Scan the data for "this" and copy the lines it appears in.

## Begin

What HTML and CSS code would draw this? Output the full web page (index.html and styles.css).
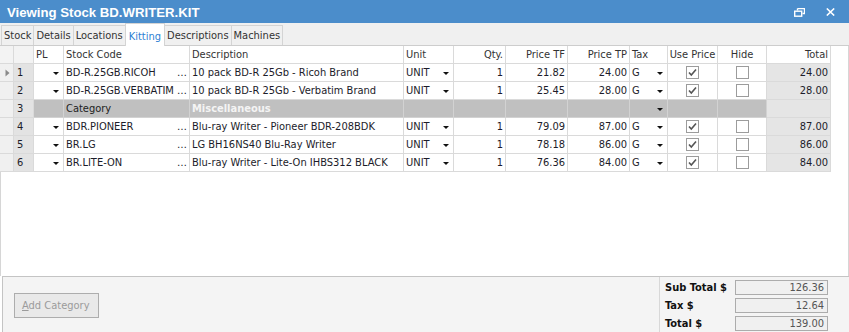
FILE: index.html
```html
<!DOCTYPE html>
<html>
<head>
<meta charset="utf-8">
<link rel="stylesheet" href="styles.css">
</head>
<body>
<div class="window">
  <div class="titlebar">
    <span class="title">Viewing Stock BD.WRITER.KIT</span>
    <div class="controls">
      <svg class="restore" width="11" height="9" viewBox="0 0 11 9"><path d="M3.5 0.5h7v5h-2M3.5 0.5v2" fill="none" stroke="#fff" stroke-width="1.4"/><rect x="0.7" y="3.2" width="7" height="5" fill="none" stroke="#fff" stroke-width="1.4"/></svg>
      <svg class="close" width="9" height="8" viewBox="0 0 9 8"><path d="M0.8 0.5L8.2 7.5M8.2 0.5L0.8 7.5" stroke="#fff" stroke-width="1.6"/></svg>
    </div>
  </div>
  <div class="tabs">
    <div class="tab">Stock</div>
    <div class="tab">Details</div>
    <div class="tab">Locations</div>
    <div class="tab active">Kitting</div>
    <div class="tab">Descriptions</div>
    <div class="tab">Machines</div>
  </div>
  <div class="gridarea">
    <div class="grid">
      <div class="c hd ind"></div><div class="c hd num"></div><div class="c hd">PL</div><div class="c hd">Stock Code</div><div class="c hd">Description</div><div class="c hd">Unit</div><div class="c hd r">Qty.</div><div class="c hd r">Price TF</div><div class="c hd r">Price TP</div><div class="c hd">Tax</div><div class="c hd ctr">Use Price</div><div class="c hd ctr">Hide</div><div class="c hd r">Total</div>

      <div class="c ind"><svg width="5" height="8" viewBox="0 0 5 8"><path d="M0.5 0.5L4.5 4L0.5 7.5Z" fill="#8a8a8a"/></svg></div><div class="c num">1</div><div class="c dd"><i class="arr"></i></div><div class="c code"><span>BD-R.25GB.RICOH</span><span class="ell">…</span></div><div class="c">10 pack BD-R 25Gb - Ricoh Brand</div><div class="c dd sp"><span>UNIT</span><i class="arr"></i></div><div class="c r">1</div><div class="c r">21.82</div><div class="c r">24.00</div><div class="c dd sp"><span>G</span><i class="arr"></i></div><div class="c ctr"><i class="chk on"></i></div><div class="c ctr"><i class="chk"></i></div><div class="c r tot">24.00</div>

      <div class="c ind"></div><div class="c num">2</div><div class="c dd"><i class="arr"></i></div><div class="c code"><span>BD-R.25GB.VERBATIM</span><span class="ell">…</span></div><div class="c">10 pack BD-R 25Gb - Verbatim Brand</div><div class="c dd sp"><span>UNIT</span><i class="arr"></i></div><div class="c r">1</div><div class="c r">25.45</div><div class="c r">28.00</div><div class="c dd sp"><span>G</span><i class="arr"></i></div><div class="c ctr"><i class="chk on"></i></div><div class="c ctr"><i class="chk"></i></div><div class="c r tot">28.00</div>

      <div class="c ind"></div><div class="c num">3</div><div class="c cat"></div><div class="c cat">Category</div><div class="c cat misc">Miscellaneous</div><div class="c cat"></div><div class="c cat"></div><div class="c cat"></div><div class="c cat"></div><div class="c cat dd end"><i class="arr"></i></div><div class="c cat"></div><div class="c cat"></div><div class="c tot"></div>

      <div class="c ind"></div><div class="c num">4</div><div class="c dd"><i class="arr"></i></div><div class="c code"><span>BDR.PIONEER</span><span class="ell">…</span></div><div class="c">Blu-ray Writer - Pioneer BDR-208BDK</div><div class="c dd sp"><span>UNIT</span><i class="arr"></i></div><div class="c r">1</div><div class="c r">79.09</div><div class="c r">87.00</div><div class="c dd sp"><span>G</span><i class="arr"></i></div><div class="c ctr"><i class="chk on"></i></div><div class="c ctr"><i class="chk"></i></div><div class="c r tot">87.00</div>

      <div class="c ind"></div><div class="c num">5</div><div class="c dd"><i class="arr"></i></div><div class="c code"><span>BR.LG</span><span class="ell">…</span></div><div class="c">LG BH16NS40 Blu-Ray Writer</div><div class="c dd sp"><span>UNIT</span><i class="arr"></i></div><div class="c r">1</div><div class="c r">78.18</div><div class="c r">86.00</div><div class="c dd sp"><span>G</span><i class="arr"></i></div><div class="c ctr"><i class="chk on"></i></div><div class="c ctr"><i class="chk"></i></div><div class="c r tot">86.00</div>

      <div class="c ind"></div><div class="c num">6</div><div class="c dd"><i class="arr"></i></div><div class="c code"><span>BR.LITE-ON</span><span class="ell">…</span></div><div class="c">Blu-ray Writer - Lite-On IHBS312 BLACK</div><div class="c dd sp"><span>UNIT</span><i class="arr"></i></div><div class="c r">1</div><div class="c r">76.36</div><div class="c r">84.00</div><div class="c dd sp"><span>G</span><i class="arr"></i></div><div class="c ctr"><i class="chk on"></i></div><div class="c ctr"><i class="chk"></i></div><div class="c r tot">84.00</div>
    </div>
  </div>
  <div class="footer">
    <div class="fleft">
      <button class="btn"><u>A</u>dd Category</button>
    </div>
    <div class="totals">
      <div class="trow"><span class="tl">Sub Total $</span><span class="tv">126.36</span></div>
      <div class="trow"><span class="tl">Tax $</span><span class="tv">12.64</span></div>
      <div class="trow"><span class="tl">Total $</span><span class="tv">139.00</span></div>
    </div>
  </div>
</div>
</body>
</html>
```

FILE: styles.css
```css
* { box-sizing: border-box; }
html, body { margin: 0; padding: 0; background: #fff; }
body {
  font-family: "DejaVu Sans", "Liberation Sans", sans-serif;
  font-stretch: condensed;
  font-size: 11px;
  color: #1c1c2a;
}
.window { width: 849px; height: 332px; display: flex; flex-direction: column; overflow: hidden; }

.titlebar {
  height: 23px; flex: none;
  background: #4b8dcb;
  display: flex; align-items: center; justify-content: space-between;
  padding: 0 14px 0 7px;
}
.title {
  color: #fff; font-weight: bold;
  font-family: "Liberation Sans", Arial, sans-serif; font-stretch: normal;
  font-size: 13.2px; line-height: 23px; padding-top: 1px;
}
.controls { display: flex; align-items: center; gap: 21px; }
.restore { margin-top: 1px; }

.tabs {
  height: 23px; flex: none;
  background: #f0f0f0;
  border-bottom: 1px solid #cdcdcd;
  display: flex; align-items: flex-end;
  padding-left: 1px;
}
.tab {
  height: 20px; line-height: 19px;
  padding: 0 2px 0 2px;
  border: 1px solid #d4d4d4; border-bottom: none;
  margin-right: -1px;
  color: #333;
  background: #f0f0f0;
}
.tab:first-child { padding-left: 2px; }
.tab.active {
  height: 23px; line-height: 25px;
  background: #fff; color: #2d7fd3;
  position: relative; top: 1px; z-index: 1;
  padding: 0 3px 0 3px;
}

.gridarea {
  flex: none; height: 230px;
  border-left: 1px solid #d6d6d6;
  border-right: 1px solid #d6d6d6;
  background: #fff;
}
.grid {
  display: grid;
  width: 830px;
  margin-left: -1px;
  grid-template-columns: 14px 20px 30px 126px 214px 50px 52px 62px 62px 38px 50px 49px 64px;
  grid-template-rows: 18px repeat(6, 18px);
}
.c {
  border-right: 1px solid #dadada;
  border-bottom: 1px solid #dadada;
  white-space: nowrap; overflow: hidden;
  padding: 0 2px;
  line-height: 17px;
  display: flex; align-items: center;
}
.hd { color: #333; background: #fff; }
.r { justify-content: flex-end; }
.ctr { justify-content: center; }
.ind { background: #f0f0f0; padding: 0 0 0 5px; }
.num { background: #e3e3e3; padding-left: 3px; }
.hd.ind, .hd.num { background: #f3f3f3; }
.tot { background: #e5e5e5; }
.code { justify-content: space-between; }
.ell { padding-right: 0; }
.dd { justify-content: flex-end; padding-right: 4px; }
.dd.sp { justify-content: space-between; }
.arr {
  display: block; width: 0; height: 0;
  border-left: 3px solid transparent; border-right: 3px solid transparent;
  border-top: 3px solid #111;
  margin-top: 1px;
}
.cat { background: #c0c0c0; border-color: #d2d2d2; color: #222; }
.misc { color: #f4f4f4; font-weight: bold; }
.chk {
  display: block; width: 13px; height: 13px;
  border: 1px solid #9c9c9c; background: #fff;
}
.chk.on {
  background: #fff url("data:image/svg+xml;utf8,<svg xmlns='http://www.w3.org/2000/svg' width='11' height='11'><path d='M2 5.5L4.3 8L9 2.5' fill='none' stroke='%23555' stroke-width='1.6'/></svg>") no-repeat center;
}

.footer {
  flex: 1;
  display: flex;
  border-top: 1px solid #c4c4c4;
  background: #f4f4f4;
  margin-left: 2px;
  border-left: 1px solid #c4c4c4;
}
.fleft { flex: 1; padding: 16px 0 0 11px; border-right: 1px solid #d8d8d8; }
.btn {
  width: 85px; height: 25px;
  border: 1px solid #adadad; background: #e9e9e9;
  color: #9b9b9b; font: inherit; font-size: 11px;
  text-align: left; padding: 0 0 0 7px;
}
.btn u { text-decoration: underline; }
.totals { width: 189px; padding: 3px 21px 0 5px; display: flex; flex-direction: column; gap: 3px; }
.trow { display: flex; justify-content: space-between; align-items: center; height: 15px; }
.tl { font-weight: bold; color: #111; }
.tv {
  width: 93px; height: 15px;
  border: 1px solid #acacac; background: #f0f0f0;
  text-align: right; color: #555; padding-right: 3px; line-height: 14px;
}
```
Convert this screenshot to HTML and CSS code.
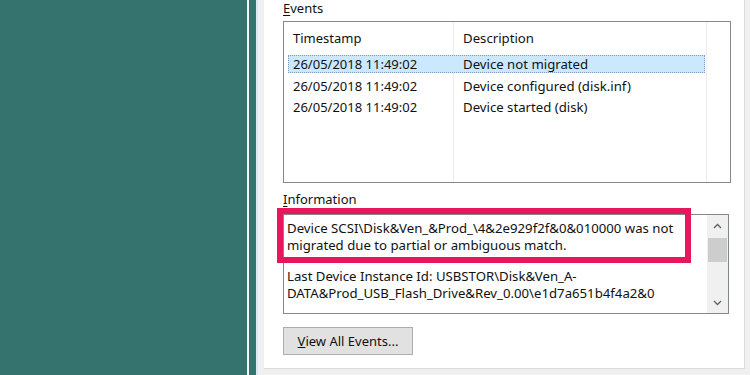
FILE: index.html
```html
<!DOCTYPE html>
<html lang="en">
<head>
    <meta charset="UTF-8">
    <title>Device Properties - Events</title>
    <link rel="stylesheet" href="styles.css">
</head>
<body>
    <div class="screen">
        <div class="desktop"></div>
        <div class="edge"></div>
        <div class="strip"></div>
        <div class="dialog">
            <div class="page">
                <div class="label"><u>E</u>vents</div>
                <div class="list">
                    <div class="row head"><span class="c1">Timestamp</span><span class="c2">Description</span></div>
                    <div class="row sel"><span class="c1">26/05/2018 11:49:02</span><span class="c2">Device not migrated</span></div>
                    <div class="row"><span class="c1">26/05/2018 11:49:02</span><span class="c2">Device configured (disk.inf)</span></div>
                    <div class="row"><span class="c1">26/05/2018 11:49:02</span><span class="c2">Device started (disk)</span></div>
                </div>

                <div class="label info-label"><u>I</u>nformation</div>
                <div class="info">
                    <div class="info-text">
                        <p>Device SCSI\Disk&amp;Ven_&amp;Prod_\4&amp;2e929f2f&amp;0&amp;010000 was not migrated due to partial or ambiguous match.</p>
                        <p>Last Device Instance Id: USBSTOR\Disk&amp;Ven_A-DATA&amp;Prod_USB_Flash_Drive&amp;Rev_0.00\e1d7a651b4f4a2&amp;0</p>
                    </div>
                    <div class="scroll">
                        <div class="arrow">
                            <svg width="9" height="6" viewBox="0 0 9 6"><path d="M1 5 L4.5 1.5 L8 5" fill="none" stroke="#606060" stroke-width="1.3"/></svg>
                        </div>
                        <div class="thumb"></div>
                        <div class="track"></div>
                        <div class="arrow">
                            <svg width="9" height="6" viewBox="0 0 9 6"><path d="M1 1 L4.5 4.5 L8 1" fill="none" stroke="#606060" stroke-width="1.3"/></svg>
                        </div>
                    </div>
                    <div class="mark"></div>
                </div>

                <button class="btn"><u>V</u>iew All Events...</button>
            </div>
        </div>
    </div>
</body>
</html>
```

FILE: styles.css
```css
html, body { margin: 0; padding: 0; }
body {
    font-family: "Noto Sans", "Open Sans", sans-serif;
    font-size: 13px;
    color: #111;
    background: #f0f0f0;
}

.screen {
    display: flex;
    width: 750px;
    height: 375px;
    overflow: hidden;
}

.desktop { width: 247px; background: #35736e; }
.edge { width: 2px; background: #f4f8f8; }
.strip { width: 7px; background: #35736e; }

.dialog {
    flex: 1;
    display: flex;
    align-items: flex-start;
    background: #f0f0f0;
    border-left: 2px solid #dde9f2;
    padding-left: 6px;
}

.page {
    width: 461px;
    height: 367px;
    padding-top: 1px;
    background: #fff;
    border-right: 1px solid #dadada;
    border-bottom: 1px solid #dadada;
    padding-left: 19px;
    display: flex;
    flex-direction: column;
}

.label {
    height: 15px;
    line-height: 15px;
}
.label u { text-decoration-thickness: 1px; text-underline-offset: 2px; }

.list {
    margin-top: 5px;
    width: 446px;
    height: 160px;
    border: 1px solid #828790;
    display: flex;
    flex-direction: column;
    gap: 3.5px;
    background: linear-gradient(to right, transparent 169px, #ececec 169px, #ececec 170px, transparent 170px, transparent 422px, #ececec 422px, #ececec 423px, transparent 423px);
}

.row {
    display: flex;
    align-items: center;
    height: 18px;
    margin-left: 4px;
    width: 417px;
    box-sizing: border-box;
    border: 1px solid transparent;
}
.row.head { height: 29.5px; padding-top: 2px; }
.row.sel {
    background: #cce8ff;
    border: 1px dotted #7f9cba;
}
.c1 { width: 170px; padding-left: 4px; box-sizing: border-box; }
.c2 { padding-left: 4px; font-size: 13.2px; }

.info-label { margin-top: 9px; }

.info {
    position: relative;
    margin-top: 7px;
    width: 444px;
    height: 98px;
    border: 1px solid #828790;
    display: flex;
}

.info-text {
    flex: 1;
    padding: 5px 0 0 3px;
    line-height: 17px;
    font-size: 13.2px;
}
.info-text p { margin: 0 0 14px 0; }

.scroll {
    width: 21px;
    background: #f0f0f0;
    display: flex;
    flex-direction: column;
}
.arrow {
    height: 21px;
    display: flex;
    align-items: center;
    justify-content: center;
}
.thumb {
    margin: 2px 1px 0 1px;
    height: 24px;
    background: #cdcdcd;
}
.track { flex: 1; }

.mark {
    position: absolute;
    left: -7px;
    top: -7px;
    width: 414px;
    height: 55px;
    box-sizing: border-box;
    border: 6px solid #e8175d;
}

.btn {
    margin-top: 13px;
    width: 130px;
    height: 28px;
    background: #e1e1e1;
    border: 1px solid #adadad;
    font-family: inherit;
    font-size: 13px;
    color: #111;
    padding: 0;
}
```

## End

*Solution below*:
What HTML and CSS code would draw this? Output the full web page (index.html and styles.css).
Convert this screenshot to HTML and CSS code.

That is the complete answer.